• [Objective]:
Leave the pictures out and print every record below exactly as it stands.

• [Dataset entries]:

START

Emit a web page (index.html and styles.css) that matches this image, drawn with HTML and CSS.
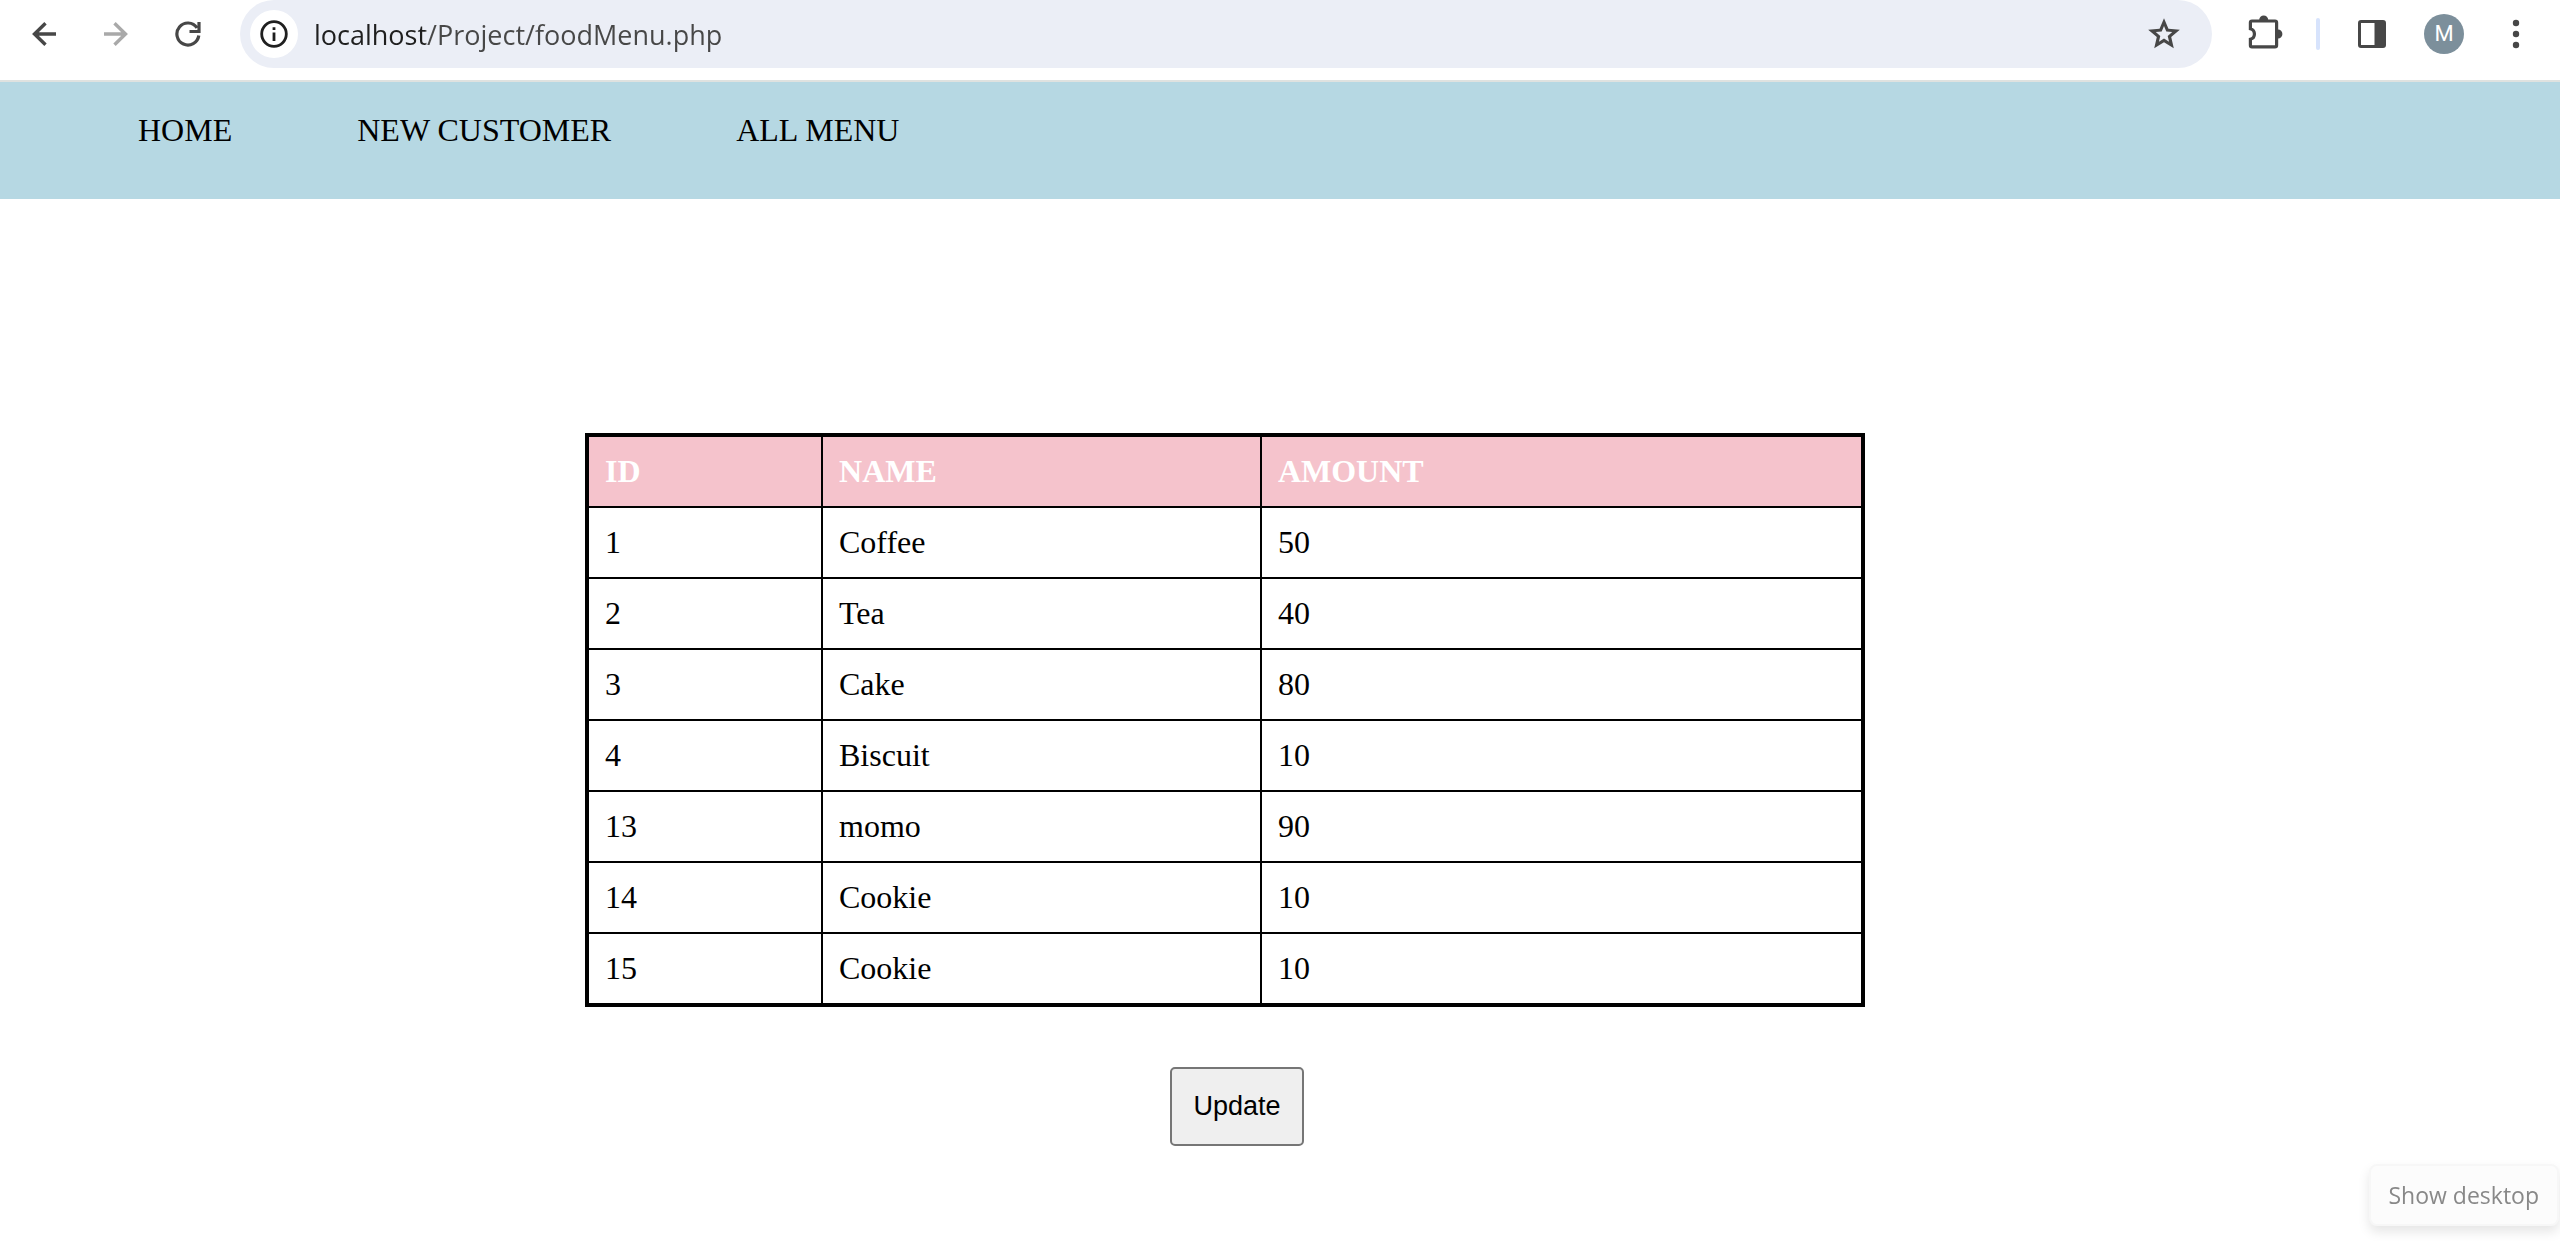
FILE: index.html
```html
<!DOCTYPE html>
<html lang="en">
<head>
<meta charset="utf-8">
<title>Food Menu</title>
<link rel="stylesheet" href="styles.css">
</head>
<body>
<header class="toolbar">
  <button class="tool" type="button" aria-label="Back">
    <svg width="24" height="24" viewBox="0 0 24 24" fill="none" stroke="#474747" stroke-width="3.400"><path d="M24 12H2M13.500 1.300L2.500 12l11 10.700"/></svg>
  </button>
  <button class="tool" type="button" aria-label="Forward">
    <svg width="24" height="24" viewBox="0 0 24 24" fill="none" stroke="#a9a9a9" stroke-width="3.400"><path d="M0 12h22M10.500 1.300l11 10.700-11 10.700"/></svg>
  </button>
  <button class="tool" type="button" aria-label="Reload">
    <svg width="26" height="26" viewBox="0 0 26 26" fill="none" stroke="#474747" stroke-width="3.200"><path d="M23.800 14.500A11 11 0 1 1 22 6.800M24 1v9.500H14.500"/></svg>
  </button>
  <div class="omnibox">
    <button class="site-info" type="button" aria-label="View site information">
      <svg width="28" height="28" viewBox="0 0 28 28"><circle cx="14" cy="14" r="12.300" fill="none" stroke="#1f1f1f" stroke-width="2.800"/><path d="M12.600 12.500h2.800V21h-2.800zM12.600 7.300h2.800v2.800h-2.800z" fill="#1f1f1f"/></svg>
    </button>
    <input class="address" type="text" aria-label="Address" value="localhost/Project/foodMenu.php">
    <button class="bookmark" type="button" aria-label="Bookmark this page">
      <svg width="38" height="38" viewBox="0 0 24 24"><path d="M22 9.240l-7.190-.62L12 2 9.190 8.630 2 9.240l5.460 4.730L5.820 21 12 17.270 18.180 21l-1.630-7.030L22 9.240zM12 14.900l-3.200 1.950.85-3.650-2.850-2.450 3.750-.33L12 6.950l1.450 3.470 3.750.33-2.850 2.450.85 3.650L12 14.900z" fill="#474747"/></svg>
    </button>
  </div>
  <button class="tool" type="button" aria-label="Extensions">
    <svg width="38" height="38" viewBox="0 0 38 38"><path d="M7 6H30q1.600 0 1.600 1.600V30.200q0 1.600-1.600 1.600H7q-1.600 0-1.600-1.600V24.300a5.500 5.500 0 0 0 0-10.600V7.600Q5.400 6 7 6z" fill="none" stroke="#474747" stroke-width="3.200"/><path d="M14.200 5a4.500 4.600 0 0 1 9 0zM33 14.500a4.400 4.500 0 0 1 0 9z" fill="#474747"/></svg>
  </button>
  <span class="divider"></span>
  <button class="tool" type="button" aria-label="Side panel">
    <svg width="30" height="30" viewBox="0 0 30 30"><rect x="2.500" y="2.500" width="25" height="25" rx="1.500" fill="none" stroke="#474747" stroke-width="3"/><path d="M17.500 2h10v26h-10z" fill="#474747"/></svg>
  </button>
  <button class="tool" type="button" aria-label="Profile"><span class="avatar">M</span></button>
  <button class="tool" type="button" aria-label="Browser menu">
    <svg width="8" height="30" viewBox="0 0 8 30" fill="#474747"><circle cx="4" cy="4" r="3.200"/><circle cx="4" cy="15" r="3.200"/><circle cx="4" cy="26" r="3.200"/></svg>
  </button>
</header>

<nav class="nav">
  <a href="#home">HOME</a>
  <a href="#customer">NEW CUSTOMER</a>
  <a href="#menu">ALL MENU</a>
</nav>

<main class="content">
  <table class="menu">
    <thead>
      <tr><th>ID</th><th>NAME</th><th>AMOUNT</th></tr>
    </thead>
    <tbody>
      <tr><td>1</td><td>Coffee</td><td>50</td></tr>
      <tr><td>2</td><td>Tea</td><td>40</td></tr>
      <tr><td>3</td><td>Cake</td><td>80</td></tr>
      <tr><td>4</td><td>Biscuit</td><td>10</td></tr>
      <tr><td>13</td><td>momo</td><td>90</td></tr>
      <tr><td>14</td><td>Cookie</td><td>10</td></tr>
      <tr><td>15</td><td>Cookie</td><td>10</td></tr>
    </tbody>
  </table>
  <button class="update" type="button">Update</button>
</main>

<div class="tooltip" role="tooltip">Show desktop</div>
</body>
</html>
```
FILE: styles.css
```css
* {
  box-sizing: border-box;
}

body {
  margin: 0;
  background: #fff;
  color: #000;
  font-family: "Liberation Serif", "Times New Roman", serif;
  font-size: 32px;
  line-height: 37px;
}

button {
  cursor: pointer;
}

/* Browser toolbar */
.toolbar {
  display: flex;
  align-items: center;
  padding: 0 8px 12px;
  border-bottom: 2px solid #dfe2e0;
}

.tool {
  display: flex;
  flex: none;
  align-items: center;
  justify-content: center;
  width: 72px;
  height: 68px;
  padding: 0;
  border: 0;
  background: none;
}

.omnibox {
  display: flex;
  flex: 1;
  align-items: center;
  height: 68px;
  margin: 0 16px;
  padding: 0 24px 0 10px;
  border-radius: 34px;
  background: #ebeef6;
}

.site-info {
  display: flex;
  flex: none;
  align-items: center;
  justify-content: center;
  width: 48px;
  height: 48px;
  padding: 0;
  border: 0;
  border-radius: 50%;
  background: #fff;
}

/* The host part of the address is darker than the path */
.address {
  flex: 1;
  min-width: 0;
  height: 48px;
  margin: 0 16px;
  padding: 0;
  border: 0;
  outline: 0;
  background: linear-gradient(90deg, #1f1f1f 111px, #474747 111px);
  background-clip: text;
  -webkit-background-clip: text;
  color: #474747;
  -webkit-text-fill-color: transparent;
  font-family: "Open Sans", "Noto Sans", sans-serif;
  font-size: 27px;
}

.bookmark {
  display: flex;
  flex: none;
  align-items: center;
  justify-content: center;
  width: 48px;
  height: 48px;
  padding: 0;
  border: 0;
  background: none;
}

.divider {
  flex: none;
  width: 4px;
  height: 32px;
  margin: 0 16px;
  border-radius: 2px;
  background: #d7e3fc;
}

.avatar {
  width: 40px;
  height: 40px;
  border-radius: 50%;
  background: #7c8f9b;
  color: #fff;
  font-family: Roboto, sans-serif;
  font-size: 22px;
  line-height: 40px;
  text-align: center;
}

/* Site navigation */
.nav {
  display: flex;
  gap: 125px;
  padding: 30px 138px 50px;
  background: #b6d8e3;
}

.nav a {
  color: #000;
  text-decoration: none;
}

/* Menu table */
.content {
  display: flex;
  flex-direction: column;
  align-items: center;
  width: 50%;
  margin: 234px 0 0 585px;
}

.menu {
  width: 100%;
  border: 4px solid #000;
  border-collapse: collapse;
}

.menu th,
.menu td {
  padding: 16px;
  border: 2px solid #000;
  text-align: left;
}

.menu th {
  background: #f5c3cc;
  color: #fff;
}

.update {
  margin: 60px 0 60px 24px;
  padding: 20px 21px;
  border: 2px solid #767676;
  border-radius: 5px;
  background: #efefef;
  color: #000;
  font-family: "Liberation Sans", Arial, sans-serif;
  font-size: 27px;
  line-height: 35px;
}

.tooltip {
  position: fixed;
  right: 1px;
  bottom: 15px;
  padding: 12px 18px;
  border: 2px solid #f7f7f7;
  border-radius: 8px;
  background: #fcfcfc;
  box-shadow: 0 6px 12px rgba(0, 0, 0, 0.1);
  color: #888;
  font-family: "Open Sans", "Noto Sans", sans-serif;
  font-size: 23px;
  line-height: 34px;
}
```
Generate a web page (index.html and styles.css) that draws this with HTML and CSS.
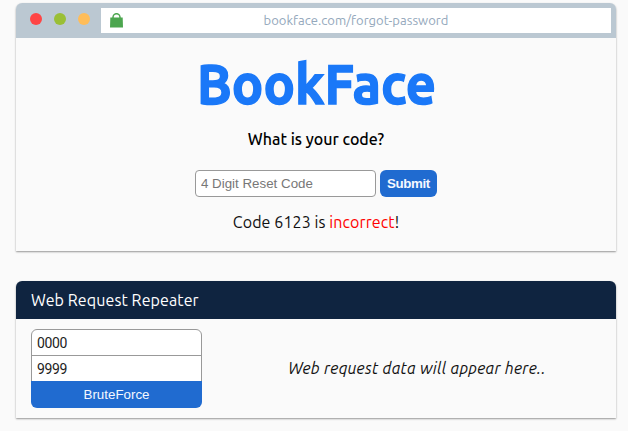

END

• [The output]:
Emit a web page (index.html and styles.css) that matches this image, drawn with HTML and CSS.
FILE: index.html
```html
<!DOCTYPE html>
<html lang="en">
<head>
<meta charset="utf-8">
<title>Food Menu</title>
<link rel="stylesheet" href="styles.css">
</head>
<body>
<header class="toolbar">
  <button class="tool" type="button" aria-label="Back">
    <svg width="24" height="24" viewBox="0 0 24 24" fill="none" stroke="#474747" stroke-width="3.400"><path d="M24 12H2M13.500 1.300L2.500 12l11 10.700"/></svg>
  </button>
  <button class="tool" type="button" aria-label="Forward">
    <svg width="24" height="24" viewBox="0 0 24 24" fill="none" stroke="#a9a9a9" stroke-width="3.400"><path d="M0 12h22M10.500 1.300l11 10.700-11 10.700"/></svg>
  </button>
  <button class="tool" type="button" aria-label="Reload">
    <svg width="26" height="26" viewBox="0 0 26 26" fill="none" stroke="#474747" stroke-width="3.200"><path d="M23.800 14.500A11 11 0 1 1 22 6.800M24 1v9.500H14.500"/></svg>
  </button>
  <div class="omnibox">
    <button class="site-info" type="button" aria-label="View site information">
      <svg width="28" height="28" viewBox="0 0 28 28"><circle cx="14" cy="14" r="12.300" fill="none" stroke="#1f1f1f" stroke-width="2.800"/><path d="M12.600 12.500h2.800V21h-2.800zM12.600 7.300h2.800v2.800h-2.800z" fill="#1f1f1f"/></svg>
    </button>
    <input class="address" type="text" aria-label="Address" value="localhost/Project/foodMenu.php">
    <button class="bookmark" type="button" aria-label="Bookmark this page">
      <svg width="38" height="38" viewBox="0 0 24 24"><path d="M22 9.240l-7.190-.62L12 2 9.190 8.630 2 9.240l5.460 4.730L5.820 21 12 17.270 18.180 21l-1.630-7.030L22 9.240zM12 14.900l-3.200 1.950.85-3.650-2.850-2.450 3.750-.33L12 6.950l1.450 3.470 3.750.33-2.850 2.450.85 3.650L12 14.900z" fill="#474747"/></svg>
    </button>
  </div>
  <button class="tool" type="button" aria-label="Extensions">
    <svg width="38" height="38" viewBox="0 0 38 38"><path d="M7 6H30q1.600 0 1.600 1.600V30.200q0 1.600-1.600 1.600H7q-1.600 0-1.600-1.600V24.300a5.500 5.500 0 0 0 0-10.600V7.600Q5.400 6 7 6z" fill="none" stroke="#474747" stroke-width="3.200"/><path d="M14.200 5a4.500 4.600 0 0 1 9 0zM33 14.500a4.400 4.500 0 0 1 0 9z" fill="#474747"/></svg>
  </button>
  <span class="divider"></span>
  <button class="tool" type="button" aria-label="Side panel">
    <svg width="30" height="30" viewBox="0 0 30 30"><rect x="2.500" y="2.500" width="25" height="25" rx="1.500" fill="none" stroke="#474747" stroke-width="3"/><path d="M17.500 2h10v26h-10z" fill="#474747"/></svg>
  </button>
  <button class="tool" type="button" aria-label="Profile"><span class="avatar">M</span></button>
  <button class="tool" type="button" aria-label="Browser menu">
    <svg width="8" height="30" viewBox="0 0 8 30" fill="#474747"><circle cx="4" cy="4" r="3.200"/><circle cx="4" cy="15" r="3.200"/><circle cx="4" cy="26" r="3.200"/></svg>
  </button>
</header>

<nav class="nav">
  <a href="#home">HOME</a>
  <a href="#customer">NEW CUSTOMER</a>
  <a href="#menu">ALL MENU</a>
</nav>

<main class="content">
  <table class="menu">
    <thead>
      <tr><th>ID</th><th>NAME</th><th>AMOUNT</th></tr>
    </thead>
    <tbody>
      <tr><td>1</td><td>Coffee</td><td>50</td></tr>
      <tr><td>2</td><td>Tea</td><td>40</td></tr>
      <tr><td>3</td><td>Cake</td><td>80</td></tr>
      <tr><td>4</td><td>Biscuit</td><td>10</td></tr>
      <tr><td>13</td><td>momo</td><td>90</td></tr>
      <tr><td>14</td><td>Cookie</td><td>10</td></tr>
      <tr><td>15</td><td>Cookie</td><td>10</td></tr>
    </tbody>
  </table>
  <button class="update" type="button">Update</button>
</main>

<div class="tooltip" role="tooltip">Show desktop</div>
</body>
</html>
```
FILE: styles.css
```css
* {
  box-sizing: border-box;
}

body {
  margin: 0;
  background: #fff;
  color: #000;
  font-family: "Liberation Serif", "Times New Roman", serif;
  font-size: 32px;
  line-height: 37px;
}

button {
  cursor: pointer;
}

/* Browser toolbar */
.toolbar {
  display: flex;
  align-items: center;
  padding: 0 8px 12px;
  border-bottom: 2px solid #dfe2e0;
}

.tool {
  display: flex;
  flex: none;
  align-items: center;
  justify-content: center;
  width: 72px;
  height: 68px;
  padding: 0;
  border: 0;
  background: none;
}

.omnibox {
  display: flex;
  flex: 1;
  align-items: center;
  height: 68px;
  margin: 0 16px;
  padding: 0 24px 0 10px;
  border-radius: 34px;
  background: #ebeef6;
}

.site-info {
  display: flex;
  flex: none;
  align-items: center;
  justify-content: center;
  width: 48px;
  height: 48px;
  padding: 0;
  border: 0;
  border-radius: 50%;
  background: #fff;
}

/* The host part of the address is darker than the path */
.address {
  flex: 1;
  min-width: 0;
  height: 48px;
  margin: 0 16px;
  padding: 0;
  border: 0;
  outline: 0;
  background: linear-gradient(90deg, #1f1f1f 111px, #474747 111px);
  background-clip: text;
  -webkit-background-clip: text;
  color: #474747;
  -webkit-text-fill-color: transparent;
  font-family: "Open Sans", "Noto Sans", sans-serif;
  font-size: 27px;
}

.bookmark {
  display: flex;
  flex: none;
  align-items: center;
  justify-content: center;
  width: 48px;
  height: 48px;
  padding: 0;
  border: 0;
  background: none;
}

.divider {
  flex: none;
  width: 4px;
  height: 32px;
  margin: 0 16px;
  border-radius: 2px;
  background: #d7e3fc;
}

.avatar {
  width: 40px;
  height: 40px;
  border-radius: 50%;
  background: #7c8f9b;
  color: #fff;
  font-family: Roboto, sans-serif;
  font-size: 22px;
  line-height: 40px;
  text-align: center;
}

/* Site navigation */
.nav {
  display: flex;
  gap: 125px;
  padding: 30px 138px 50px;
  background: #b6d8e3;
}

.nav a {
  color: #000;
  text-decoration: none;
}

/* Menu table */
.content {
  display: flex;
  flex-direction: column;
  align-items: center;
  width: 50%;
  margin: 234px 0 0 585px;
}

.menu {
  width: 100%;
  border: 4px solid #000;
  border-collapse: collapse;
}

.menu th,
.menu td {
  padding: 16px;
  border: 2px solid #000;
  text-align: left;
}

.menu th {
  background: #f5c3cc;
  color: #fff;
}

.update {
  margin: 60px 0 60px 24px;
  padding: 20px 21px;
  border: 2px solid #767676;
  border-radius: 5px;
  background: #efefef;
  color: #000;
  font-family: "Liberation Sans", Arial, sans-serif;
  font-size: 27px;
  line-height: 35px;
}

.tooltip {
  position: fixed;
  right: 1px;
  bottom: 15px;
  padding: 12px 18px;
  border: 2px solid #f7f7f7;
  border-radius: 8px;
  background: #fcfcfc;
  box-shadow: 0 6px 12px rgba(0, 0, 0, 0.1);
  color: #888;
  font-family: "Open Sans", "Noto Sans", sans-serif;
  font-size: 23px;
  line-height: 34px;
}
```
Generate a web page (index.html and styles.css) that draws this with HTML and CSS.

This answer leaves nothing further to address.